Wells closes with this:

"[M]aybe the presence of a critic had recreated the atmosphere of Talde’s opening weeks. If so, then Mr. Talde and his partners should be able to keep conjuring that environment every night. It would be good for their customers, and a welcome return to the way restaurants used to operate.”


It just so happened to be Talde that bore the brunt of it, but of course the victim of this harsh review might also have been one of a number of other restaurants, in New York or elsewhere.

It's fair to say, I think, that this has become a familiar phenomenon: We are wowed by a new restaurant. So is everyone else. It becomes a difficult reservation to secure. At which point the chef, no longer needing to impress, delegates many of his or her functions to assistants, with the basic instruction to keep things moving as is. The chef goes off to attend to greener (often equally impressive) pastures, or in any event no longer attends to the details of the first restaurant with anything like the obsessiveness and care that characterized those heady and exhausting first few months. The spark gradually goes out, and the kitchen becomes much more pro forma. Yet no one does much about it, because the customers continue to pour in.

Don't get me wrong: I think this remains the exception rather than the rule. And it's a pattern that's hardly limited to the restaurant business. But it does seem to happen more often lately, doesn't it? (I couldn't help but think here of our recent discussion in the Jaleo thread, especially since today's Times also has a story about the growing Andres empire. Some Rockwellians have written that Jaleo has lost much of its luster as Jose Andres has devoted himself to more far-flung projects. I agreed that from time to time the downtown and Bethesda Jaleos seem tired; but to Andres's great credit, IMHO, he usually does something (I assume installing a new chef) that revitalizes them.)

Will restaurant owners and chefs, in New York and elsewhere, be chastened by the Talde review and do more to retain consistency over time? What would the effect be if Sietsema and Kliman were to run similar reviews here?

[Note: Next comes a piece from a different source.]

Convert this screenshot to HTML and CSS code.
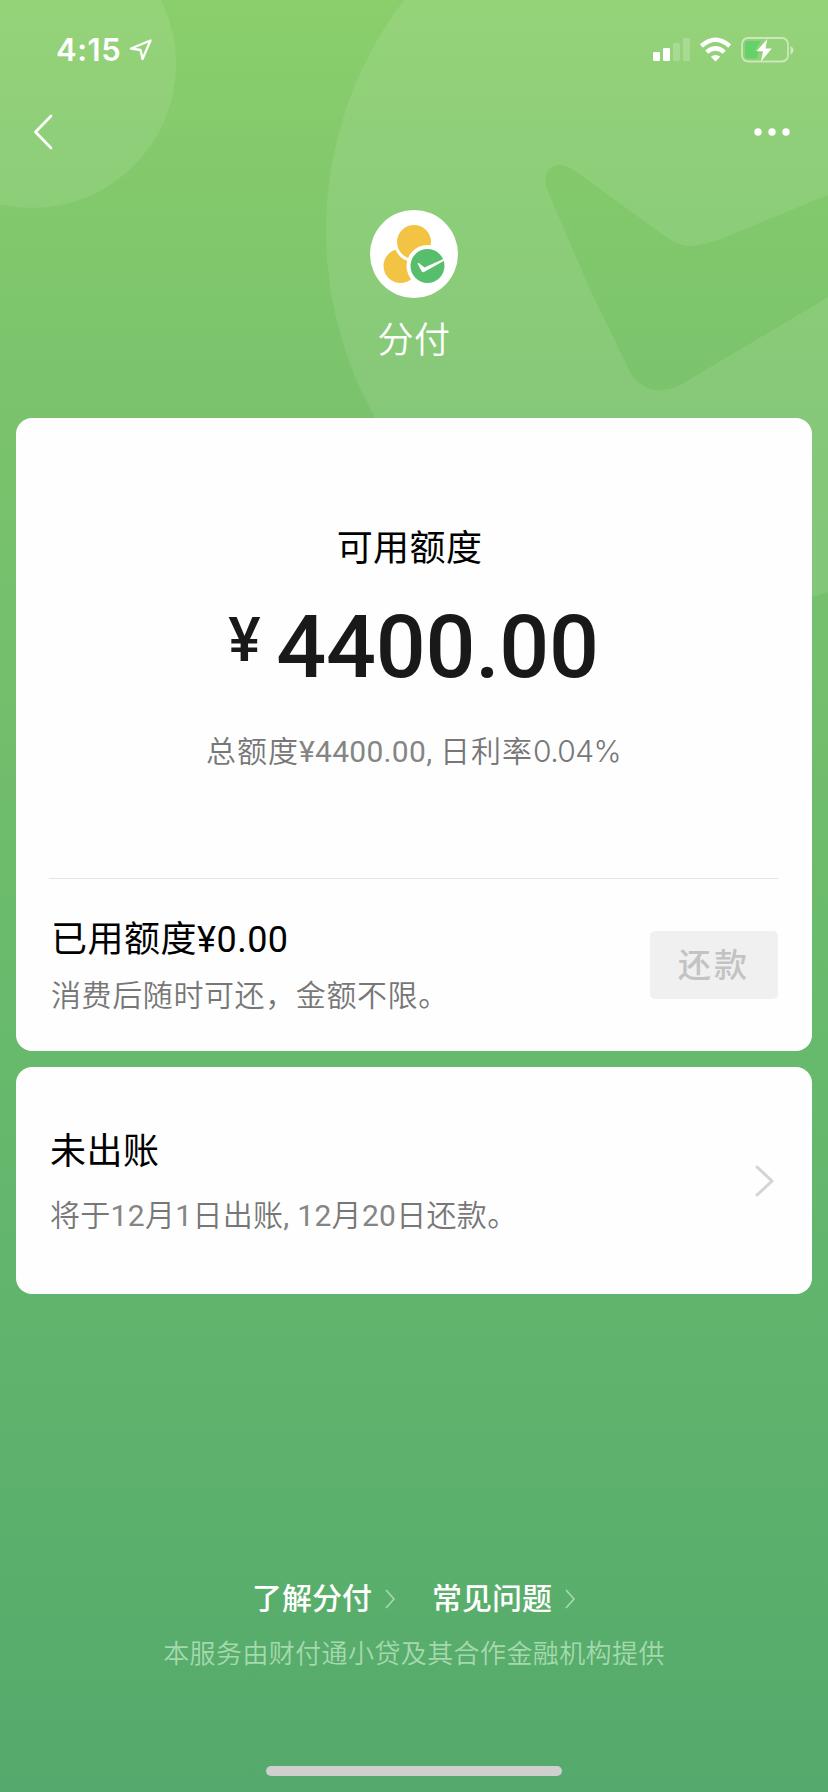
FILE: index.html
```html
<!DOCTYPE html>
<html lang="zh-CN">
<head>
<meta charset="utf-8">
<title>分付</title>
<link rel="stylesheet" href="styles.css">
</head>
<body>
<div class="page">
  <svg class="backdrop" viewBox="0 0 828 700" aria-hidden="true">
    <g fill="#fff" fill-opacity=".095">
      <circle cx="32" cy="64" r="144"/>
      <path fill-rule="evenodd" d="M707 -150a381 381 0 1 0 0 762a381 381 0 1 0 0-762ZM546 187Q543 169 556 165Q566 163 586 179L662 234Q678 246 690 246Q700 246 721 239L840 190V290L682 384Q664 393 650 389Q634 383 628 368L589 287Z"/>
    </g>
  </svg>

  <header class="status">
    <span class="time">4:15</span>
    <svg class="locate" width="24" height="22" viewBox="0 0 24 22"><path d="M2 9.500 21.500 1.500 13.500 20 11.500 11Z" fill="none" stroke="#fff" stroke-width="2.300" stroke-linejoin="round"/></svg>
    <svg class="signals" width="144" height="28" viewBox="0 0 144 28">
      <g fill="#fff">
        <rect x="1" y="15" width="7" height="9" rx="1.300"/>
        <rect x="11" y="11" width="7" height="13" rx="1.300"/>
        <rect x="21" y="6" width="7" height="18" rx="1.300" opacity=".2"/>
        <rect x="31" y="1" width="7" height="23" rx="1.300" opacity=".2"/>
        <path d="M63.500 24.600 58.800 19.800Q63.500 16.200 68.200 19.800Z"/>
      </g>
      <g fill="none" stroke="#fff" stroke-width="4.400">
        <path d="M49.300 9Q63.500-3.400 77.700 9"/>
        <path d="M54.700 15.100Q63.500 7.600 72.300 15.100"/>
      </g>
      <rect x="90" y="1" width="46" height="23.500" rx="6" fill="none" stroke="#fff" stroke-opacity=".5" stroke-width="1.800"/>
      <path d="M138.500 9v8.500q3-1.500 3-4.200t-3-4.300Z" fill="#fff" opacity=".55"/>
      <path d="M96 4H109L102.500 14H107L105 21.500H96Q93 21.500 93 18.500V7Q93 4 96 4Z" fill="#64d16b"/>
      <path d="M115.300 2 104.500 14.200H111L109 24.500 119.800 11.500H113.500Z" fill="#fff"/>
    </svg>
  </header>

  <nav class="nav">
    <svg width="22" height="38" viewBox="0 0 22 38"><path d="M19 3 3.500 19 19 35" fill="none" stroke="#fff" stroke-width="2.700" stroke-linecap="round" stroke-linejoin="round"/></svg>
    <svg width="38" height="10" viewBox="0 0 38 10" fill="#fff"><circle cx="5" cy="5" r="3.700"/><circle cx="19" cy="5" r="3.700"/><circle cx="33" cy="5" r="3.700"/></svg>
  </nav>

  <section class="brand">
    <svg width="88" height="88" viewBox="0 0 88 88">
      <circle cx="44" cy="44" r="44" fill="#fff"/>
      <circle cx="30.500" cy="56" r="17" fill="#f3c344"/>
      <circle cx="44" cy="32" r="20" fill="#fff"/>
      <circle cx="44" cy="32" r="17" fill="#f3c344"/>
      <circle cx="57.500" cy="56" r="21" fill="#fff"/>
      <circle cx="57.500" cy="56" r="17" fill="#57be6b"/>
      <path d="M47.500 53.500Q49 52.500 50 54L54.500 57.500 74.500 48.500V50.500L54 62Q52.500 63 51.500 61Z" fill="#fff"/>
    </svg>
    <h1 class="brand-name">分付</h1>
  </section>

  <main class="cards">
    <section class="card quota">
      <h2 class="quota-title">可用额度</h2>
      <div class="amount"><span class="yen">¥</span><span class="figure">4400.00</span></div>
      <p class="quota-note">总额度<span class="narrow">¥4400.00, </span>日利率<span class="rate">0.04%</span></p>
      <div class="used">
        <div class="used-text">
          <h3 class="title">已用额度¥0.00</h3>
          <p class="note">消费后随时可还，金额不限。</p>
        </div>
        <button class="repay" disabled>还款</button>
      </div>
    </section>

    <section class="card bill">
      <div>
        <h3 class="title">未出账</h3>
        <p class="note bill-note">将于<span class="num">12</span>月<span class="num">1</span>日出账<span class="num">, 12</span>月<span class="num">20</span>日还款。</p>
      </div>
      <svg width="22" height="36" viewBox="0 0 22 36"><path d="M3 4 18 18 3 32" fill="none" stroke="#d4d4d4" stroke-width="3" stroke-linecap="round" stroke-linejoin="round"/></svg>
    </section>
  </main>

  <footer class="footer">
    <div class="links">
      <a class="link">了解分付<svg width="12" height="20" viewBox="0 0 12 20"><path d="M2 1 10 10 2 19" fill="none" stroke="#a4d9ad" stroke-width="1.700"/></svg></a>
      <a class="link">常见问题<svg width="12" height="20" viewBox="0 0 12 20"><path d="M2 1 10 10 2 19" fill="none" stroke="#a4d9ad" stroke-width="1.700"/></svg></a>
    </div>
    <p class="provider">本服务由财付通小贷及其合作金融机构提供</p>
    <div class="home-bar"></div>
  </footer>
</div>
</body>
</html>
```
FILE: styles.css
```css
* { box-sizing: border-box; margin: 0; padding: 0; }

body { background: #56aa6c; }

.page {
  position: relative;
  display: flex;
  flex-direction: column;
  width: 828px;
  height: 1792px;
  overflow: hidden;
  background: linear-gradient(180deg, #8bcf6c 0, #84ca6c 150px, #7ac36c 420px, #67b96c 1060px, #5aaf6c 1560px, #55a96c 1792px);
  font-family: Roboto, "Noto Sans CJK SC", sans-serif;
  color: #000;
}

.backdrop { position: absolute; top: 0; left: 0; width: 828px; height: 700px; }

.status, .nav, .brand, .cards, .footer { position: relative; }

.status { display: flex; align-items: center; height: 100px; padding: 0 32px 0 56px; }
.time { font: 600 31px/40px Inter, sans-serif; color: #fff; letter-spacing: .5px; }
.locate { margin-left: 8px; }
.signals { margin-left: auto; margin-top: 2px; }

.nav { display: flex; align-items: center; justify-content: space-between; height: 64px; padding: 0 37px 0 32px; }

.brand { display: flex; flex-direction: column; align-items: center; height: 254px; padding-top: 46px; }
.brand-name { margin-top: 16px; font-size: 36px; line-height: 54px; font-weight: 350; letter-spacing: .5px; color: #fff; }

.cards { display: flex; flex-direction: column; gap: 16px; padding: 0 16px; }
.card { background: #fefefe; border-radius: 16px; }

.quota { display: flex; flex-direction: column; height: 633px; padding: 105px 34px 0 33px; }
.quota-title { align-self: center; margin-right: 8px; font-size: 36px; line-height: 52px; font-weight: 400; letter-spacing: .4px; }
.amount { display: flex; justify-content: center; height: 120px; margin-top: 12px; color: #191919; font-weight: 500; }
.yen { width: 48px; padding-top: 9px; font-size: 61px; line-height: 88px; }
.figure { font-size: 88px; line-height: 120px; letter-spacing: -.3px; }
.quota-note { margin-top: 22px; text-align: center; white-space: pre; font-size: 30px; line-height: 44px; font-weight: 350; color: #777; letter-spacing: 1px; }
.narrow { font-weight: 400; letter-spacing: .3px; color: #858585; }
.rate { font-family: Inter, sans-serif; letter-spacing: -.6px; }

.used { display: flex; justify-content: space-between; margin-top: 104px; padding-top: 34px; border-top: 1px solid #e4e4e4; }
.used-text { padding-left: 2px; }
.title { font-size: 36px; line-height: 54px; font-weight: 400; letter-spacing: .5px; }
.note { margin-top: 7px; font-size: 30px; line-height: 44px; font-weight: 350; letter-spacing: .6px; color: #777; }
.repay { width: 128px; height: 68px; margin-top: 18px; padding-bottom: 3px; border: 0; border-radius: 5px; background: #f0f0f0; color: #c3c3c3; font: 500 33px/65px "Noto Sans CJK SC", sans-serif; letter-spacing: 3px; }

.bill { display: flex; justify-content: space-between; height: 227px; padding: 58px 36px 0 34px; }
.bill svg { margin-top: 38px; }
.bill-note { margin-top: 15px; letter-spacing: .3px; }
.num { font-weight: 400; color: #858585; }

.footer { flex: 1; display: flex; flex-direction: column; align-items: center; padding-top: 283px; }
.links { display: flex; gap: 36px; }
.link { display: flex; align-items: center; gap: 12px; font-size: 30px; line-height: 44px; font-weight: 500; color: #fff; }
.provider { margin-top: 14px; font-size: 26px; line-height: 38px; font-weight: 350; letter-spacing: .4px; color: #a5d9ae; }
.home-bar { width: 296px; height: 10px; margin-top: auto; margin-bottom: 16px; border-radius: 5px; background: #cfcfcf; }
```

Another obvious lesson: We should be very grateful for the terrific restaurants that don't succumb to this problem -- the ones that make great efforts to keep their quality at a high level year after year, long after they could have simply continued to rake in profits by exploiting customer habits developed in the early days. Proof, Corduroy, Ray's the Steaks and 2 Amys come to mind, but I'm sure you all could list many others. Consistency and reliability are precious things; we shouldn't take them for granted.